Разница у меня с Джеральдом заключалась только в одном. Он был принц, а я – нищий. В его детском королевстве находился целый дом, как дворец, а его окрестности были полны природных сюрпризов. На то и южная щедрая природа острова Корфу, где в каждой щелке и почти под каждым камнем кто-то жил, одновременно странный и привлекательный. И сколько таких созданий встречалось ему во время каждой вылазки.
Но одно дело про это читать, а совсем другое – увидеть собственными глазами. И когда здесь по вечерам на нашей выходящей на террасу стеклянной двери под лампочкой для ловли мошек собирались изумрудные квакши, а на кусте каждое утро меня ждала самка богомола с кузнечиком, наколотом на травинке – наверно не надо говорить, кого я вспоминал. Конечно Джери, который познавал этот мире еще и с таким старшим другом-учителем, способным почти все объяснить.
А у меня такая находка во дворе была одна. Даже не знаю, надо ли ее упоминать. Но из песни слово не выкинешь, хотя ничего хорошего, кроме порицаний, причем от всех, за это увлечение я не получил.
Дело в том, что во дворе между помойкой и забором, в центре своей воронкообразной паутины сидел мой паук, а скорее паучиха (это я потом прочитал и так решил, уж больно крупным было это членистоногое, а может мне таким казалось). Я любил наблюдать за его охотой и подкармливал его, подкидывая только что пойманных мной помоечных зеленых мух, даже мне противных. Трудно было так бросить, чтобы они зацепились за паутинку, но я был упорен и бросал снова и снова. И когда получалось – дух захватывало, как ловко это желто-бурое создание на длинных черных ногах их пеленало.
Но этому занятию мешали все: взрослые, которые не понимали, что я там задумал в уголке за помойкой (но подозревали исключительно гадость); мои сверстницы, которым лучше про паука было не говорить.
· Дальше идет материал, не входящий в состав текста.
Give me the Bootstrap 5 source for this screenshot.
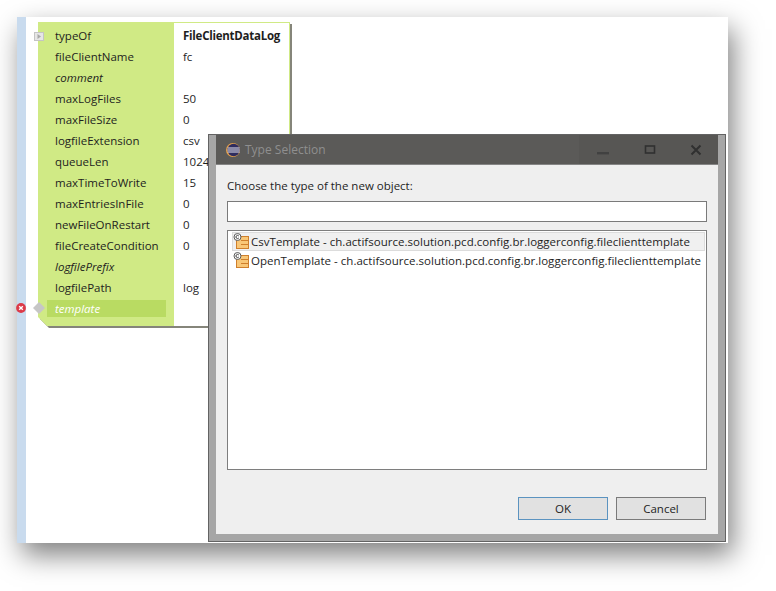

И запахи, и мухи, и крысы, которые где-то там внутри помойки подозрительно копошились и, как я думал, могли выскочить в любой момент.
В общем, наш двор, мягко говоря, совсем не напоминал уголок живой природы. Всего три тополя посередине и несколько чахлых кустов под окнами первого этажа.
И отдельного жилья у меня не было. Мы – папа, мама, бабушка, прабабушка и я – ютились в одной комнатке коммунальной квартиры. Все мои баночки-коробочки со всякой добычей были привезены из лесной школы, куда меня отправляли летом на один-два месяца подлечивать слабые легкие. И только там, на берегу Волги и на окраине настоящего леса, я отрывался по полной, наблюдая за муравьями, ящерицами и всякой водной живностью. Одновременно наполняя все, что можно и нельзя, сюрпризами для дома. Просьб-запретов было только две: пауков не привозить, они все гадостные и ядовитые; змеи и жабы тоже подлежали табу.
Два долгих летних месяца с редкими приездами родителей. Какой был праздник, когда они появлялись и останавливались в соседней деревне и забирали меня на пару дней. По утрам папа обязательно брал меня на рыбалку. Это было его хобби – рыбалка в любых видах и в любых условиях.
И до сих пор помню одну из них: прекрасное ясное утро, солнышко уже всходит, отец, не замечая окружающих красот, вытаскивает из омута под нависшим кустом красавцев окуней, одного за другим, как фокусник. Тогда это казалось мне великим волшебством.
Но все его попытки с детства пробудить во мне эту страсть кончились ничем. Частенько, с трудом разбуженный и сонный, я тащился за ним на берег Которосли, где продолжал дремать, сидя за удочкой. Пойманных рыб мне было жалко.
Некоторый энтузиазм вызывали у меня только поездки на берег волжских заливов, где мы на ночь ставили палатку, а вместо удочек использовали жерлицы с колокольчиками, да и небольшой невод бывал частенько задействован.
Обычно с нами ездил наш бывший сосед, дядя Юра Стратилатов – в прошлом лихой красный кавалерист с наголо обритой головой. В детстве он меня на ней катал.
Он не был рыбаком. У него была другая постоянная слабость: всегда хотелось выпить, а здесь никто не мешал. Поэтому захватывал с собой все, что дома припасено было. Но, как правило, взятого ему самому никогда не хватало, поэтому в партнере, к радости мамы, он практически не нуждался. А вот для отца рыбалка была превыше всего, и на не слишком искренние призывы присоединиться к распитию очередной самодельной гадости он не реагировал. Тем более, что дядя Юра, как правило, пил действительно редкую вонючесть непонятного происхождения (когда мы подросли, как-то нас с Димкой угостил – отказаться не получилось, так что я представление получил по полной. Думал меня всего наизнанку вывернет).